In 1993, the iconic San Francisco maker of dungarees declared it would end relationships with contractors in China because of what it called that country's 'pervasive violation of human rights.'

At the time, multinational corporations were pouring into developing countries, looking for cheap labor. Not far behind were human-rights activists, confident that Western companies were a vehicle for social change: Campus demonstrations demanding big U.S. companies sever ties to South Africa had just helped dismantle that nation's apartheid policies.

Two decades ago, as now, China was attractive for its fast growth, cheap work force and huge population. But in China, activists had leverage: disgust at the 1989 Tiananmen Square massacre. Not many foreign companies were making money in China in those days and fewer still were ready to shout down activists armed with evidence of dangerous working conditions, prison labor and other Chinese workplace-rights abuses.
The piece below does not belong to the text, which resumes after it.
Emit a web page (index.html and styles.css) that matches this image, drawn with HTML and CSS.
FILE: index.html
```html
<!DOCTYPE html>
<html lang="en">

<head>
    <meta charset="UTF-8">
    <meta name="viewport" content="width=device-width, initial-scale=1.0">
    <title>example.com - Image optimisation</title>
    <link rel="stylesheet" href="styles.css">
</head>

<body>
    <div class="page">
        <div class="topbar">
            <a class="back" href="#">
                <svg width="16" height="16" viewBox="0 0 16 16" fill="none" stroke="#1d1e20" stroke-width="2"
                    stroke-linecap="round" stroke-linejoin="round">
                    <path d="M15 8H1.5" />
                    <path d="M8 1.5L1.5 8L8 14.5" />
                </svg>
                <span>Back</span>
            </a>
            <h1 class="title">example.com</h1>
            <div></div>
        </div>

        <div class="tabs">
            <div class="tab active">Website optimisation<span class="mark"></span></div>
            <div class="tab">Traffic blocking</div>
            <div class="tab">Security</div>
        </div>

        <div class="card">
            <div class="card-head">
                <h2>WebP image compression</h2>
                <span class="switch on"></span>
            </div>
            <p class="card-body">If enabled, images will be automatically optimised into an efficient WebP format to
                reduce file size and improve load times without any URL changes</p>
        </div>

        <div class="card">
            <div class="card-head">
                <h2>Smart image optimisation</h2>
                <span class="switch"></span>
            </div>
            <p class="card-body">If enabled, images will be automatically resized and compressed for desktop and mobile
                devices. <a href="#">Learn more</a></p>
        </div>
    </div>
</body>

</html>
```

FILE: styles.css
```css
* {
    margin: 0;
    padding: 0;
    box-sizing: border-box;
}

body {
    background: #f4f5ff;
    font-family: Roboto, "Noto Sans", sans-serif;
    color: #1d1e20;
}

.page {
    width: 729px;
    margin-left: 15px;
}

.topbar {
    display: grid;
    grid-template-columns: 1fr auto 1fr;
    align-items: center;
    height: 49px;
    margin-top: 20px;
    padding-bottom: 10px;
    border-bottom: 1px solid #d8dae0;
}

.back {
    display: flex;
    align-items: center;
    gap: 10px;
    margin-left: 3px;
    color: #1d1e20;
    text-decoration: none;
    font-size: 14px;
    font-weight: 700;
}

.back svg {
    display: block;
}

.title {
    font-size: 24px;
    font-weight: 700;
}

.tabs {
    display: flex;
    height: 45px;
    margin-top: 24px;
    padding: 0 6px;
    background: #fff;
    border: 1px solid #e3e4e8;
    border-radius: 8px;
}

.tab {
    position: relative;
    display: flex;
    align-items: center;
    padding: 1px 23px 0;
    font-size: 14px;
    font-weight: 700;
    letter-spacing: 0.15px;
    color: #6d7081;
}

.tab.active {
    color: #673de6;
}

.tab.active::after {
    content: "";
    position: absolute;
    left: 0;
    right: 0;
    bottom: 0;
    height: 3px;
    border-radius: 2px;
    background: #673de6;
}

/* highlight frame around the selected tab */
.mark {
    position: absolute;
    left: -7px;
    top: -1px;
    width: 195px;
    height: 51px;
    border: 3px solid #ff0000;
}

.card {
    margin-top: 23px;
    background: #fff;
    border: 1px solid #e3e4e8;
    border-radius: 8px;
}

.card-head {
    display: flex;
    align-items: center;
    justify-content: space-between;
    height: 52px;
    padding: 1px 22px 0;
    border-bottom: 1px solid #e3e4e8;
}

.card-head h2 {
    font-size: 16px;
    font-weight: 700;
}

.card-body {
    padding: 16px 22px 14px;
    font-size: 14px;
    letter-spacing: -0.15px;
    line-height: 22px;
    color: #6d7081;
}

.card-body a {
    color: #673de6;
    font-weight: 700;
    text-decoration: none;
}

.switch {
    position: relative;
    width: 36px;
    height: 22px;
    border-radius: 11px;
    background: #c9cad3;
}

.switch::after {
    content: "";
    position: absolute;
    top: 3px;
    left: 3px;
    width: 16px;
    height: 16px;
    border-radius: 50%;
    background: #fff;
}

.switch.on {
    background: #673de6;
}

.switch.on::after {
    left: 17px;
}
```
Family-controlled Levi's had branded itself a company with a conscience. Robert Haas, its chairman and chief executive then, ordered a review of human rights in 40 countries, which determined that only China and Myanmar had rights violations so troublesome that pulling out made the most sense.

'They were at the forefront of all the compliance issues,' said an American executive in the textile sourcing business who at the time worked with Li & Fung Ltd., a Hong Kong trading firm.
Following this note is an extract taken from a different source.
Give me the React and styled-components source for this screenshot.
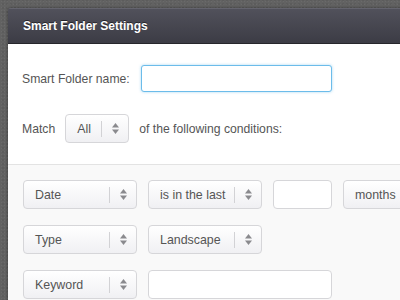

Everyone in the industry was aware, he said, that the U.S. company's strategies helped make it 'a big deal' in the rag trade to consider a factory's lighting, ventilation, toilets and cafeteria on par with prices and production quality.

Parallels between Levi's and Google are strong. Each is defending a brand steeped in American values. Also, Levi's was small in China, sourcing only $50 million of trousers and shirts, while Google is the runner up in Internet searches after Baidu Inc. Each of the U.S. companies was plugging China into pre-existing global networks -- Levi's with its supply chain and Google via the World Wide Web. Their actions sparked political storms.

'If you look at the Levi Strauss and Google situations it's important to see there are similarities but there are differences,' said Sharon Hom, a spokeswoman for the group Human Rights In China. 'Not everyone needs a pair of jeans but everyone needs information.'

Mr. Haas, who led Levi's pullback from China, defended the company's human-rights positions. In a speech quoted in the book 'Levi's Children: Coming to Terms with Human Rights in the Global Marketplace,' Mr. Hass said 'decisions which emphasize cost to the exclusion of all other factors don't serve the company and its shareholders' long term interests.'

China's foreign ministry's reaction to Levi's move, the book stated, was to argue human rights had nothing to do with it.

How much difference Levi's stand made to factory conditions in China is hard to quantify; the company itself was comfortable enough to return in 2008.

'Conditions in many multinational-affiliated factories have improved because the focus has been put on them,' said Geoffrey Crothall, editor of China Labor Bulletin in Hong Kong. 'But conditions in Chinese factories as a whole haven't.'

Karl Schoenberger, author of 'Levi's Children,' argued in his book that Levi's took a bold stand in China, but came to regret its decision almost immediately and so never fully severed ties.